We realize that many audiophiles may find it a bit hard to fathom that a digital product priced so low could perform at such a level sonically. That was our intent though. To completely and utterly shake up the digital world with an offering that was a complete breath of fresh air for digital source capability. How many times have you all heard this statement from other reasonably priced digital, only to be let down when you auditioned the "breakthrough" piece? Hence, we REALLY do understand how some here could be very skeptical about the Tranquility's sonic capabilities.

In the end, we will let all of you judge us by how we actually compare sonically against statement digital choices (not budget, but the "big boy" stuff mind you). And then subsequently tell others if we actually have re-set the bar for digital refinement without charging the typical insane prices.

BTW: Please note that the $500 off introductory sale will be ending at the end of this year, 12/31.
I can only say that as an early adopter of a computer music server setup I've owned more USB DACs than I care to admit. I'm not sure why I chose the USB DAC route vs. other interface options. I was probably influenced years ago by the content on the Wavelength website and have found no reason to change. I use a Mac Mini with an external 500GB drive with music ripped in AIFF format.

My comments that follow are only to compare USB DACs to USB DACs as I have no basis for comparison to vinyl or other PC interface options (i.e. TOSLINK). I also have no affiliation with any manufacturer as over the years I've purchased USB DACs from Wavelength, Bel Canto, UltraFi and db Audio Labs, all at list price. For completeness the specific USB DACs that I've owned or auditioned (in chronological order) include the Wavelength Brick and Cosecant ver 2 (both non-async models), the Bel Canto DAC3 (using the USB interface), the UltraFi iRoc, and I auditoned the USB interface on the AMR CD-77. I currently own the Tranquility USB DAC from db Audio Labs which is the comparison basis for this post.

I don't have any formal training when it comes to understanding tech specs and I don't claim to have a trained set of ears. My evaluation is mainly based on what sounds good on my system. During my USB DAC journey over the past 2.5 years my system equipment has remained the same with some skr and i/f cable upgrades.

With some of the DACs that I've owned I would typically try to find songs that sounded good on my system rather than listen to the songs that I enjoy. What I experienced was that some DACs made the music sound lifeless as the music lacked dynamics. I also had a challenging time getting a low noise floor with some of the DACs even after following the 'best practice tips'.

With the Tranqulity USB DAC I now find that I've forgotten about the equipment in my system and can enjoy listening to songs that I like. The Tranqulity DAC is dead quiet but as soon as a musical source is applied is when the enjoyment begins.

The Tranquility possesses the dynamic range that we've all come to expect from any gear that we allow to part of our systems.
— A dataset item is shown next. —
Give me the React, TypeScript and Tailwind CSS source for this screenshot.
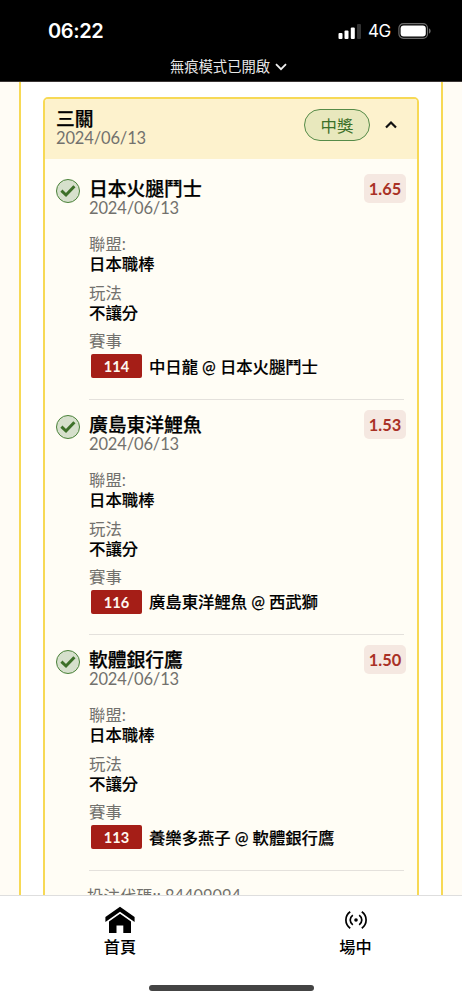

Bass presentation from the Tranqulity is terrific. By comparison bass was totally void with the Wavelength DACs. The Bel Canto DAC3 reintroduces bass but it tends to be a bit muddy and at times gets in the way of the music. Improved bass with the iRoc and the AMR-77 but none of them compare to the Tranquility as you swear it's coming from a source different than your loudspeakers as the seperation from the other instruments is uncanny. Same high praise for mids and highs from the Tranqulity.

Enough about bass, mids and highs. Here's what's really interesting. I'm hearing new artifacts in songs that I've listend to hundreds of times. I think it's due to the sense of having much more space around the instruments creates a huge soundstage that provides width, depth and height.

I'm particually critical to the sound that should be produced when a drumstrick strikes a cymbal. This is the first DAC that gets that sound correct as well as the natural decay of the cymbal. If any of you have the Al Dimeola song 'Flesh on Flesh' listen to the splash cymbal from the 3:45 to 4:00 point in the song. With my previous DACs, this was a bit painful to listen to as the splash cymbal seemed to collide with other musical notes of the song. Digital harshness may be a term used to describe this. The Tranquility DAC is the first DAC I've heard that allows the splash cymbal to be heard correctly and seperately from the other notes. I now find myself enjoying this 15 second musical crescendo.

I've come to realize that the PC Audio area is so new that thinking I've found my last and final DAC is not reasonable and actually not what I would want. The good news is that you don't have to spend a small fortune anymore as the maturation of the USB DAC market has raised the sound quality and the introduction of more manufacturers has lowered the prices. This may sound counter-intuitive but I can't wait to hear my next DAC as they keep getting better.